Businesses selling products to minors would face civil fines

March 23, 2001|By Larry Carson | Larry Carson,SUN STAFF

Howard County merchants who sell tobacco products to minors would face civil fines under a bill submitted yesterday to the County Council.

County Executive James N. Robey said at a news conference that if the bill is approved in May, he would hire a Health Department inspector - paid from state tobacco settlement funds - to enforce the law. It is the second measure since December aimed at curbing youth smoking.

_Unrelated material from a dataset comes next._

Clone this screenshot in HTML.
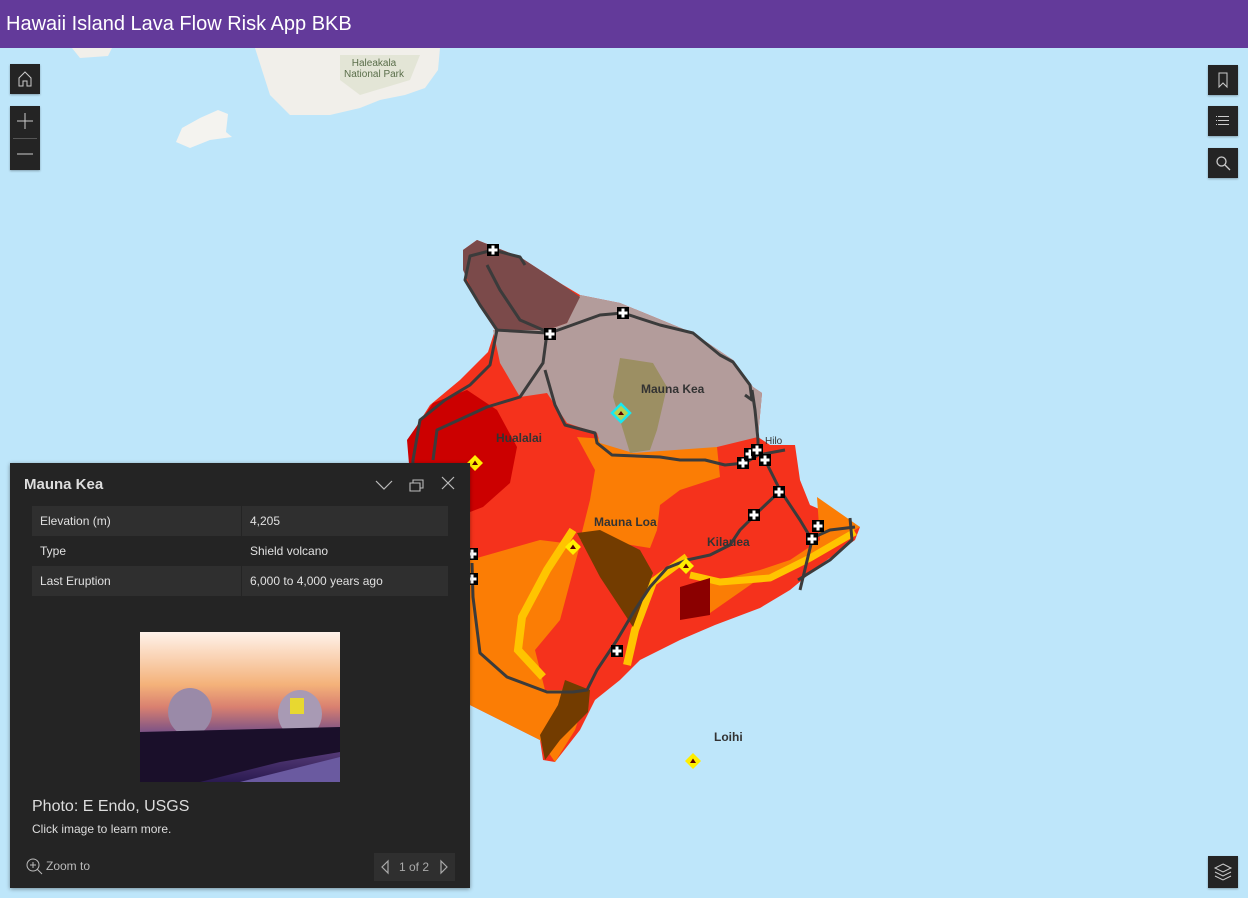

A law prohibiting self-service tobacco product displays in stores took effect last month.

"Tobacco sales to minors have been illegal since the 1880s, but you wouldn't know it," Robey said, adding that recent school surveys show that 21.4 percent of middle and high school students use tobacco.

Burdening police with enforcing the law as a criminal offense doesn't work well, he said, which is why he wants Howard to join Montgomery County in trying a different approach.

Howard police received 88 complaints and issued 173 criminal citations last year for tobacco sales to minors. But Robey said police often have more urgent tasks and filing criminal charges is the wrong way to deal with the problem.

Using a civil approach "sends a message that this is a serious health threat, not a crime," he said. The bill exempts vending machines, which are state-regulated.

The proposed county law is more specific than the old criminal statute, Robey said, and provides escalating fines ranging from $50 to $1,000 - depending on the circumstances of the sale and the number of offenses.

The bill would prohibit selling cigarette rolling papers and coupons redeemable for tobacco products, though it would allow teen-age store clerks to sell the products as part of their jobs. It also exempts sales to people with a "valid identification" that shows the buyer is at least 18.

Dr. Diane Matuszak, county health officer, said her department will use tobacco settlement money to pay overtime for police to work tobacco sales cases until July, when two new health inspectors should be trained and ready. The new employees would make inspections and respond to complaints.

Preventing youths from smoking is important, said Mark Breaux, president of the Smoke Free Howard County Coalition, because "we can never un-addict as many smokers as the tobacco industry addicts."

The County Council unanimously approved a bill in December that bans self-service tobacco displays in stores, again following Montgomery County's example. No industry representative went to Ellicott City to oppose the measure, although tobacco industry lobbyist Bruce Bereano has said he believes only the state can legally regulate the industry.

The law also excludes vending machines, but imposes fines of up to $250 for a first violation and a maximum of $1,000 for a fourth.

County health inspectors will enforce this law as well. The bill was hailed by anti-tobacco activists, who said it also would help deter cigarette shoplifting by youths. It didn't take effect until last month because the council allowed stores 60 days to alter displays.